Cash & Henderson, 799 F.3d at 207.

The result of this matching process, in the court’s view, established that plaintiffs had lost a “de minimis” amount of business to the favored purchasers that was too small to amount to a substantial lessening of competition. Id. at 208 (“the plaintiffs had lost a miniscule number of customers to favored purchasers”).  For example, the “number of transactions . . . represented only one quarter of one percent of the average number of such transactions of such pharmacies . . .” Id. (“no pharmacy lost more than around one percent of the total brand name prescription drug transactions conducted by the average independent pharmacy”).
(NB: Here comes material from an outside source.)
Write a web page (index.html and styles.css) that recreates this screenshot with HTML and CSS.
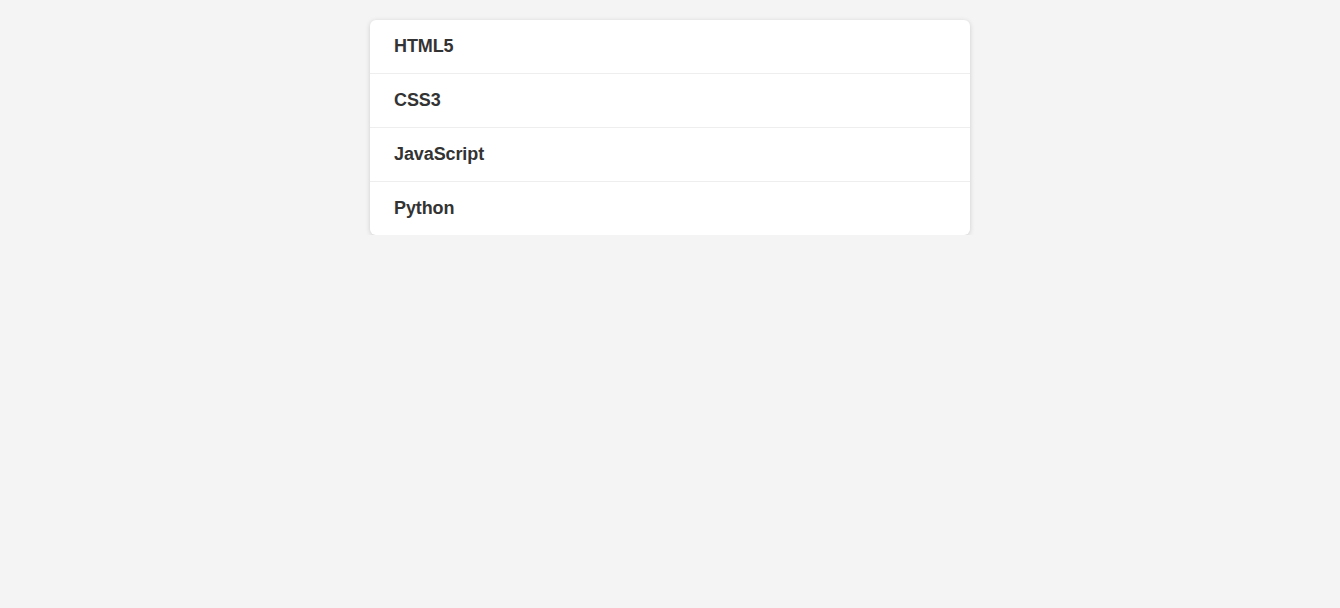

Plaintiffs also relied on the Morton Salt inference of injury because the record showed “substantial discounts over a considerable period and . . some evidence of diverted sales.” Cash & Henderson, at 212. The Second Circuit held that the proof adduced through the “matching process” rebutted the Morton Salt inference and resulting presumption of injury. Id.  Because the antitrust laws are intended to protect the competitive process, the Court reasoned, the presumption should not operate where the record shows that there is no threat that competition may be substantially lessened. Id. at 212-213.

The court declined plaintiffs’ invitation to read the Morton Salt inference expansively, such as plaintiffs’ assertion that the Morton Salt inference should be not be rebuttable where a plaintiff can show some lost sales, which the court rejected. Id. at 212.  The court stated instead that it construed the Robinson-Patman Act “consistently with the broader policies of the antitrust laws.” Cash & Henderson, 799 F.3d at 213 and at 209, quoting Volvo, 546 U.S. at 181, and Automatic Canteen Co. of Am. v. FTC, 346 U.S. 61, 63 (1953) (Frankfurter, J., for the majority:  the Robinson-Patman Act is not to be interpreted so that it “give[s] rise to a price uniformity and rigidity in open conflict with the purposes of other antitrust legislation”).

In sum, the Second Circuit held that plaintiffs had not proven any competitive injury (799 F.3d at 209-213) or antitrust injury. Id. at 214.  For those same reasons, the district court had properly denied plaintiffs injunctive relief. Id. at 214-15.  Dismissal of plaintiffs’ Section 2(d) and 2(f) claims was affirmed due to the court’s holding that plaintiffs had not suffered any antitrust injury. Id. at 215.


 

[1] The case has a complex procedural history that this article will touch on only briefly. Initially there had been nearly four thousand plaintiffs, but more than three thousand “concluded that they would not be able to identify lost customers and filed stipulations of dismissal with prejudice.”  799 F.3d at 207.  These twenty-eight plaintiffs apparently were bringing a lead case that, by stipulation, would have a binding effect on other plaintiffs not parties to the appeal. Id. at 209 n.6.